Together we walked out a long path, across a field, and the kids scampered up some huge boulders. I climbed halfway up, then stopped to watch my boys in their glory. The breeze was refreshing. The view was astonishing. It reminded me of our Utah life.

I'm ready to be that outdoor, active Utah Self again. I guess I should call her the Colorado Self. I have a vision for her. I have a vision for what she'll be like, what she'll look like, this time next year.

There's nothing like a move across the country, to a fresh new state, to give you optimism about starting over - again. I'm starting that new life now, this week. I want a good base, strong legs to get me up those hiking trails, and a toned core to get me onto those ski slopes when the snow starts to fly. It will be a gift to myself if I can be a more fit version of my current self, on the day we drive into Colorado for good.

So that's why I'm excited to get back to the gym. My new Colorado self is hiding in there somewhere. And by golly, I'm gonna find her.

It Feels Good

I got a bit sidetracked on my first day 'back' after my long hiatus from the gym. I had the day all planned out. I would work all morning on house/writing stuff, then in the mid afternoon, I'd go to the gym and be home and showered in time to make dinner.

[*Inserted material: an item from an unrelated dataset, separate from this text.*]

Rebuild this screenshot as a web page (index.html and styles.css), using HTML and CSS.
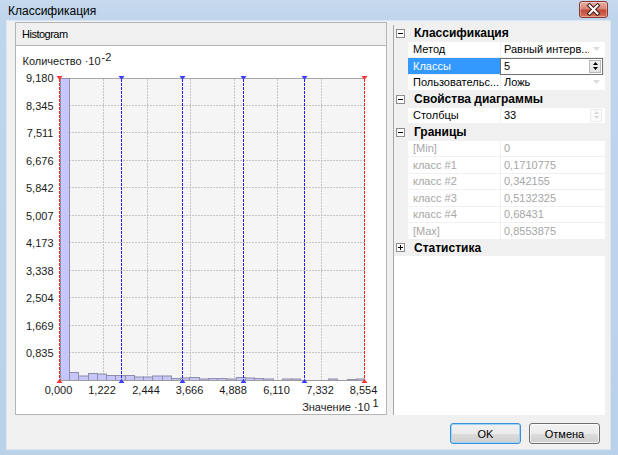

Yeah, well, that didn't exactly work out. An hour before I was supposed to leave for the gym I got an email from hubby. My senior boy had a track meet, it was a home meet, and it might be one of the last I'd seen him participate in before his high school career ended. Okay, so that's a decent excuse, right?

My window of time literally closed, once I decided to make my son's track meet a priority (And I'm glad I did. He pole vaulted 10'6", his personal best, and I was there to tape it).

So I got up the next morning, determined to not give up on my start over. I got the kids off to school then headed right for the gym. It felt so good. And then this morning, I got there again. Two days in a row. Go me.

I'm afraid to admit it, but a lot of the time I'm exercising, I'm actually enjoying it. I hate finding the time to get there. I hate the sweaty drive home and the cumbersome shower process. But I love the 'being in the thick of it' time in the actual gym.

I feel strong when I'm lifting weights, even if I'm not lifting as much as the bulky guy next to me. I love laying on the floor and stretching my hands above my head, feeling my whole body lengthen. I love getting the bike set up for my specs, getting my ipod ready, and clicking my feet into the pedal straps.

Then, when I've gotten warmed up, I love the first rush of sweat, the first time I have to wipe my face with my hand towel. I'm usually really in the zone by then. I'm feeling flushed and raw. The music is pounding in my ears, and I'm settled into my rhythm.

Maybe part of the reason I love being at the gym so much is that it makes me feel normal. It makes me feel able bodied. Athletic people go to gyms. When I was a teenager, the kids who played sports hung out in the gyms. That wasn't me. I was just the wanna be.

Now I'm there too. It's a place for me too.

And as I saw today, even when I'm feeling ragged, if I get myself to that gym, it always, always makes me feel better afterward. Always.